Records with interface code
[BEGIN]

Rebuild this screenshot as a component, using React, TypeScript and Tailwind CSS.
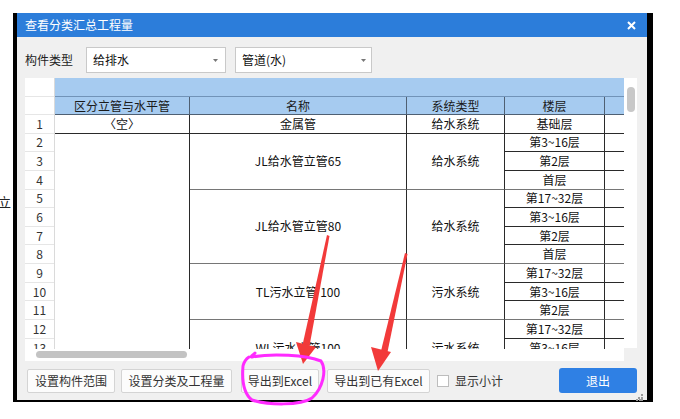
import React from 'react';

const FONT = "[font-family:'Noto_Sans_CJK_SC','Noto_Sans',sans-serif]";

type CellProps = { cls: string; children?: React.ReactNode };
function Cell({ cls, children }: CellProps) {
  return (
    <div className={'shrink-0 flex items-center justify-center text-[12px] leading-none text-[#111] whitespace-nowrap ' + cls}>
      {children}
    </div>
  );
}

function HeaderTop() {
  return <div className="h-[19px] shrink-0 bg-[#a6cbf0] border-b border-[#7193b8]" />;
}
function HeaderLabel({ children, last }: { children?: React.ReactNode; last?: boolean }) {
  return (
    <div
      className={
        'h-[18px] shrink-0 bg-[#a6cbf0] border-b border-[#4f6073] flex items-center justify-center text-[12px] leading-none text-[#1a1a1a] ' +
        (last ? '' : 'border-r')
      }
    >
      {children}
    </div>
  );
}

const floors: { t: string; end: boolean }[] = [
  { t: '基础层', end: false },
  { t: '第3~16层', end: false },
  { t: '第2层', end: false },
  { t: '首层', end: true },
  { t: '第17~32层', end: false },
  { t: '第3~16层', end: false },
  { t: '第2层', end: false },
  { t: '首层', end: true },
  { t: '第17~32层', end: false },
  { t: '第3~16层', end: false },
  { t: '第2层', end: true },
  { t: '第17~32层', end: false },
  { t: '第3~16层', end: false },
  { t: '第2层', end: true },
];

export default function App() {
  return (
    <div className={'relative w-[680px] h-[419px] bg-white overflow-hidden ' + FONT}>
      <div className="absolute left-[-2px] top-[195px] text-[13px] leading-none text-[#222]">立</div>

      <div className="ml-[13px] mt-[13px] w-[640px] h-[389px] bg-black pl-[4px] pr-[6px] pb-[2px]">
        <div className="w-[630px] h-[387px] bg-[#f0f0f0] flex flex-col">
          {/* title bar */}
          <div className="h-[24px] shrink-0 bg-[#2c7dda] flex items-center justify-between pl-[8px] pr-[11px]">
            <span className="text-white text-[12px] leading-none">查看分类汇总工程量</span>
            <svg width="9" height="9" viewBox="0 0 9 9">
              <path d="M1 1 L8 8 M8 1 L1 8" stroke="white" strokeWidth="2" />
            </svg>
          </div>

          {/* controls */}
          <div className="flex items-center pl-[8px] pt-[10px] h-[36px] shrink-0">
            <span className="text-[12px] leading-none text-[#222] w-[61px]">构件类型</span>
            <div className="w-[140px] h-[26px] bg-white border border-[#c9c9c9] flex items-center justify-between pl-[6px] pr-[7px]">
              <span className="text-[12px] leading-none text-[#111]">给排水</span>
              <svg width="5" height="3" viewBox="0 0 5 3">
                <path d="M0 0 H5 L2.5 3 Z" fill="#777" />
              </svg>
            </div>
            <div className="ml-[9px] w-[137px] h-[26px] bg-white border border-[#c9c9c9] flex items-center justify-between pl-[6px] pr-[5px]">
              <span className="text-[12px] leading-none text-[#111]">管道(水)</span>
              <svg width="5" height="3" viewBox="0 0 5 3">
                <path d="M0 0 H5 L2.5 3 Z" fill="#777" />
              </svg>
            </div>
          </div>

          {/* table */}
          <div className="mt-[5px] ml-[8px] flex h-[283px] shrink-0">
            <div className="w-[599px] flex flex-col bg-white">
              <div className="h-[271px] shrink-0 overflow-hidden flex">
                {/* row numbers */}
                <div className="w-[30px] shrink-0 flex flex-col border-r border-[#dadada]">
                  <div className="h-[19px] shrink-0 border-b border-[#e6e6e6]" />
                  <div className="h-[18px] shrink-0 border-b border-[#e6e6e6]" />
                  {floors.map((_, i) => (
                    <Cell key={i} cls="h-[18.65px] border-b border-[#e6e6e6] text-[#333]">
                      {i + 1}
                    </Cell>
                  ))}
                </div>
                {/* col1 */}
                <div className="w-[135px] shrink-0 flex flex-col">
                  <HeaderTop />
                  <HeaderLabel>区分立管与水平管</HeaderLabel>
                  <Cell cls="h-[18.65px] border-b border-r border-[#2a2a2a]">〈空〉</Cell>
                  <Cell cls="h-[242.45px] border-r border-[#2a2a2a]" />
                </div>
                {/* col2 */}
                <div className="w-[217px] shrink-0 flex flex-col">
                  <HeaderTop />
                  <HeaderLabel>名称</HeaderLabel>
                  <Cell cls="h-[18.65px] border-b border-r border-[#2a2a2a]">金属管</Cell>
                  <Cell cls="h-[55.95px] border-r border-r-[#2a2a2a] border-b border-b-[#767676]">JL给水管立管65</Cell>
                  <Cell cls="h-[74.6px] border-r border-r-[#2a2a2a] border-b border-b-[#767676]">JL给水管立管80</Cell>
                  <Cell cls="h-[55.95px] border-r border-r-[#2a2a2a] border-b border-b-[#767676]">TL污水立管 100</Cell>
                  <Cell cls="h-[55.95px] border-r border-r-[#2a2a2a] border-b border-b-[#767676]">WL污水立管100</Cell>
                </div>
                {/* col3 */}
                <div className="w-[98px] shrink-0 flex flex-col">
                  <HeaderTop />
                  <HeaderLabel>系统类型</HeaderLabel>
                  <Cell cls="h-[18.65px] border-b border-r border-[#2a2a2a]">给水系统</Cell>
                  <Cell cls="h-[55.95px] border-r border-r-[#2a2a2a] border-b border-b-[#767676]">给水系统</Cell>
                  <Cell cls="h-[74.6px] border-r border-r-[#2a2a2a] border-b border-b-[#767676]">给水系统</Cell>
                  <Cell cls="h-[55.95px] border-r border-r-[#2a2a2a] border-b border-b-[#767676]">污水系统</Cell>
                  <Cell cls="h-[55.95px] border-r border-r-[#2a2a2a] border-b border-b-[#767676]">污水系统</Cell>
                </div>
                {/* col4 */}
                <div className="w-[100px] shrink-0 flex flex-col">
                  <HeaderTop />
                  <HeaderLabel>楼层</HeaderLabel>
                  {floors.map((f, i) => (
                    <Cell
                      key={i}
                      cls={
                        'h-[18.65px] border-r border-r-[#2a2a2a] border-b ' +
                        (f.end ? 'border-b-[#767676]' : 'border-b-[#2a2a2a]')
                      }
                    >
                      {f.t}
                    </Cell>
                  ))}
                </div>
                {/* col5 */}
                <div className="w-[40px] shrink-0 flex flex-col">
                  <HeaderTop />
                  <HeaderLabel last />
                  {floors.map((f, i) => (
                    <div
                      key={i}
                      className={
                        'h-[18.65px] shrink-0 border-b ' + (f.end ? 'border-b-[#767676]' : 'border-b-[#2a2a2a]')
                      }
                    />
                  ))}
                </div>
              </div>
              {/* horizontal scrollbar */}
              <div className="h-[12px] shrink-0 pl-[11px] pt-[2px]">
                <div className="w-[151px] h-[7px] rounded-full bg-[#c3c3c3]" />
              </div>
            </div>
            {/* vertical scrollbar */}
            <div className="w-[13px] h-[270px] bg-white pl-[3px] pt-[9px]">
              <div className="w-[8px] h-[25px] rounded-full bg-[#c8c8c8]" />
            </div>
          </div>

          {/* buttons */}
          <div className="mt-[7px] flex items-center pl-[10px] h-[25px] shrink-0">
            <div className="w-[88px] h-[24px] bg-[#fcfcfc] border border-[#d4d4d4] rounded-[2px] flex items-center justify-center text-[12px] leading-none text-[#333]">
              设置构件范围
            </div>
            <div className="ml-[6px] w-[111px] h-[24px] bg-[#fcfcfc] border border-[#d4d4d4] rounded-[2px] flex items-center justify-center text-[12px] leading-none text-[#333]">
              设置分类及工程量
            </div>
            <div className="ml-[9px] w-[78px] h-[24px] bg-[#fcfcfc] border border-[#d4d4d4] rounded-[2px] flex items-center justify-center text-[12px] leading-none text-[#333]">
              导出到Excel
            </div>
            <div className="ml-[8px] w-[103px] h-[24px] bg-[#fcfcfc] border border-[#d4d4d4] rounded-[2px] flex items-center justify-center text-[12px] leading-none text-[#333]">
              导出到已有Excel
            </div>
            <div className="ml-[7px] w-[12px] h-[12px] bg-white border border-[#bdbdbd]" />
            <span className="ml-[6px] text-[12px] leading-none text-[#333]">显示小计</span>
            <div className="ml-auto mr-[10px] w-[78px] h-[25px] bg-[#2f80e4] rounded-[3px] flex items-center justify-center text-[12px] leading-none text-white">
              退出
            </div>
          </div>
          <div className="flex justify-end pr-[4px] mt-[1px]">
            <svg width="7" height="7" viewBox="0 0 7 7">
              <rect x="5" y="0" width="2" height="2" fill="#9a9a9a" />
              <rect x="2" y="3" width="2" height="2" fill="#9a9a9a" />
              <rect x="5" y="3" width="2" height="2" fill="#9a9a9a" />
              <rect x="0" y="5" width="2" height="2" fill="#9a9a9a" />
              <rect x="3" y="5" width="2" height="2" fill="#9a9a9a" />
              <rect x="5" y="5" width="2" height="2" fill="#9a9a9a" />
            </svg>
          </div>
        </div>
      </div>

      {/* annotations */}
      <svg className="absolute left-0 top-0 pointer-events-none" width="680" height="419" viewBox="0 0 680 419">
        <polygon points="327,235 329.5,236 309.5,346 302.5,345" fill="#f23a3a" />
        <polygon points="296,342 316,347 303,364" fill="#f23a3a" />
        <polygon points="405,253 407.5,254 387.5,352 381,351" fill="#f23a3a" />
        <polygon points="371,347 391,352 378,371" fill="#f23a3a" />
        <path
          d="M255 353 C252 356 250 357 252 357 C272 353 306 355 321 361 C327 370 323 388 312 398 C300 406 268 405 252 400 C243 393 242 378 243 366 C244 362 246 359 249 357"
          fill="none"
          stroke="#ff2bff"
          strokeWidth="3"
          strokeLinecap="round"
        />
      </svg>
    </div>
  );
}
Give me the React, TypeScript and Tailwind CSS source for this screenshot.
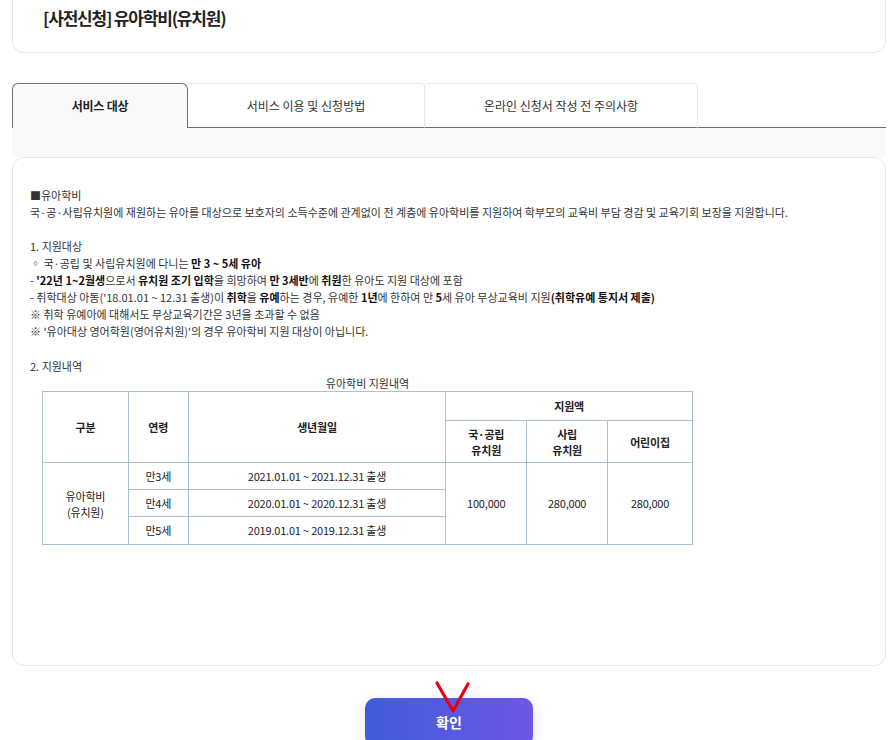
import React from "react";

const font = "font-['Noto_Sans_CJK_KR','Noto_Sans',sans-serif]";

function Tabs() {
  return (
    <div className="flex h-[45px] mx-[12px] mr-[10px]">
      <div className="w-[176px] shrink-0 flex items-center justify-center bg-[#f9f9f9] border-t border-l border-r border-[#707070] rounded-t-[6px] text-[12px] font-bold text-[#222] tracking-[-0.2px]">
        서비스 대상
      </div>
      <div className="w-[237px] shrink-0 flex items-center justify-center bg-white border-t border-r border-[#e8e8e8] border-b border-b-[#707070] rounded-tr-[4px] text-[12px] text-[#333]">
        서비스 이용 및 신청방법
      </div>
      <div className="w-[273px] shrink-0 flex items-center justify-center bg-white border-t border-r border-[#e8e8e8] border-b border-b-[#707070] rounded-t-[4px] text-[12px] text-[#333]">
        온라인 신청서 작성 전 주의사항
      </div>
      <div className="flex-1 border-b border-[#707070]" />
    </div>
  );
}

function SupportTable() {
  const td = "border border-[#a9c2cd] text-center align-middle";
  return (
    <div className="ml-[12px] w-[651px]">
      <div className="h-[16px] leading-[16px] text-center text-[11px]">유아학비 지원내역</div>
      <table className="w-[651px] border-collapse text-[11px] tracking-[-0.2px] text-[#222]">
        <colgroup>
          <col className="w-[86px]" />
          <col className="w-[60px]" />
          <col className="w-[258px]" />
          <col className="w-[81px]" />
          <col className="w-[81px]" />
          <col className="w-[85px]" />
        </colgroup>
        <tbody>
          <tr className="h-[29px] font-bold">
            <td rowSpan={2} className={td}>구분</td>
            <td rowSpan={2} className={td}>연령</td>
            <td rowSpan={2} className={td}>생년월일</td>
            <td colSpan={3} className={td}>지원액</td>
          </tr>
          <tr className="h-[42px] font-bold leading-[16px]">
            <td className={td}>국·공립<br />유치원</td>
            <td className={td}>사립<br />유치원</td>
            <td className={td}>어린이집</td>
          </tr>
          <tr className="h-[27px]">
            <td rowSpan={3} className={`${td} leading-[16px]`}>유아학비<br />(유치원)</td>
            <td className={td}>만3세</td>
            <td className={td}>2021.01.01 ~ 2021.12.31 출생</td>
            <td rowSpan={3} className={td}>100,000</td>
            <td rowSpan={3} className={td}>280,000</td>
            <td rowSpan={3} className={td}>280,000</td>
          </tr>
          <tr className="h-[27px]">
            <td className={td}>만4세</td>
            <td className={td}>2020.01.01 ~ 2020.12.31 출생</td>
          </tr>
          <tr className="h-[28px]">
            <td className={td}>만5세</td>
            <td className={td}>2019.01.01 ~ 2019.12.31 출생</td>
          </tr>
        </tbody>
      </table>
    </div>
  );
}

export default function App() {
  return (
    <div className={`${font} w-[896px] h-[740px] overflow-hidden bg-white text-[#333] relative`}>
      {/* title card, top is scrolled out of view */}
      <div className="ml-[12px] mr-[10px] h-[53px] border-l border-r border-b border-[#e8e8e8] rounded-b-[12px] pl-[30px] pt-[6px]">
        <h1 className="text-[17px] leading-[24px] font-bold text-[#222] tracking-[-1.2px]">[사전신청] 유아학비(유치원)</h1>
      </div>

      <div className="h-[30px]" />
      <Tabs />

      <div className="mx-[12px] mr-[10px] h-[29px] bg-[#f9f9f9]" />

      <div className="ml-[12px] mr-[10px] h-[509px] border border-[#e8e8e8] rounded-[12px] bg-white px-[17px] pt-[29px] text-[11px] leading-[17px] text-[#333]">
        <p>■유아학비</p>
        <p>국·공·사립유치원에 재원하는 유아를 대상으로 보호자의 소득수준에 관계없이 전 계층에 유아학비를 지원하여 학부모의 교육비 부담 경감 및 교육기회 보장을 지원합니다.</p>
        <p className="h-[17px]" />
        <p>1. 지원대상</p>
        <p>◦ 국·공립 및 사립유치원에 다니는 <b className="text-[#111]">만 3 ~ 5세 유아</b></p>
        <p>
          - <b className="text-[#111]">'22년 1~2월생</b>으로서 <b className="text-[#111]">유치원 조기 입학</b>을 희망하여{" "}
          <b className="text-[#111]">만 3세반</b>에 <b className="text-[#111]">취원</b>한 유아도 지원 대상에 포함
        </p>
        <p>
          - 취학대상 아동('18.01.01 ~ 12.31 출생)이 <b className="text-[#111]">취학</b>을 <b className="text-[#111]">유예</b>하는 경우, 유예한{" "}
          <b className="text-[#111]">1년</b>에 한하여 만 <b className="text-[#111]">5</b>세 유아 무상교육비 지원
          <b className="text-[#111]">(취학유예 통지서 제출)</b>
        </p>
        <p>※ 취학 유예아에 대해서도 무상교육기간은 3년을 초과할 수 없음</p>
        <p>※ '유아대상 영어학원(영어유치원)'의 경우 유아학비 지원 대상이 아닙니다.</p>
        <p className="h-[18px]" />
        <p>2. 지원내역</p>
        <SupportTable />
      </div>

      <div className="flex justify-center mt-[32px] pl-[2px]">
        <button className="w-[168px] h-[48px] rounded-[10px] bg-gradient-to-r from-[#3d5cd8] to-[#6d57e8] text-white text-[14px] font-bold shadow-[0_4px_14px_rgba(90,90,220,0.18)]">
          확인
        </button>
      </div>

      {/* red check mark annotation */}
      <svg className="absolute left-[432px] top-[680px]" width="42" height="36" viewBox="0 0 42 36">
        <path d="M5 3 L21 31 L36 4" fill="none" stroke="#e60012" strokeWidth="3.2" strokeLinecap="round" strokeLinejoin="round" />
      </svg>
    </div>
  );
}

[END]

Select every line of the records holding the string "screenshot".

Result for this exercise
Rebuild this screenshot as a component, using React, TypeScript and Tailwind CSS.
Give me the React, TypeScript and Tailwind CSS source for this screenshot.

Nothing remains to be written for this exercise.